A Havana cigar that Churchill gave to a fellow diner at the Hotel de Paris in Monte Carlo in 1963 was sold for £2125.

In an account of the Battle of Omdurman, in which Churchill took part as a young soldier, written in September 1898, he described encountering the enemy and being shot at as “the most dangerous two minutes I should live to see.”

The sale also included a less than flattering description of Churchill contained in a telegram written by the Boer police in 1899. It was sent after Churchill escaped from a war prison in Pretoria by vaulting a wall behind the latrines and waiting in an outer garden.

“Englishman 25 years old about 5 foot 8 inches tall medium build walks with a slight stoop,” it read. “Pale features. Reddish-brown hair almost invisible small moustache. Speaks through his nose and cannot pronounce the letter S. Had last a brown suit on and cannot speak one word of Dutch.”

[We doubt very much that this was Churchill’s original, which we last saw framed at Chartwell. —Ed.]

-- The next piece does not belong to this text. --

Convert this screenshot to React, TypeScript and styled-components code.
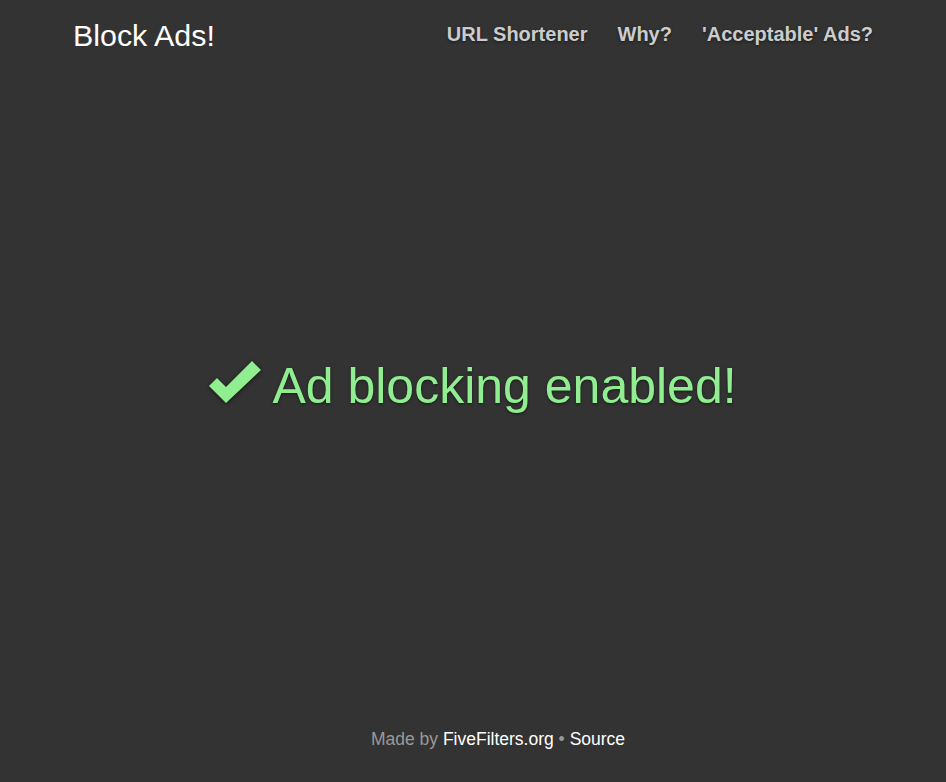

Today’s auction was the first of three conducted by Christies on behalf of Forbes, the grandson of B.C. Forbes, who founded the business magazine that bears their name. The second will take place in New York on 3 December and the third sale, in London, is expected to be held in summer 2011.

Erratum

The page four masthead on the Spring issue 146 reads number 145, Winter 2009-10. Sorry!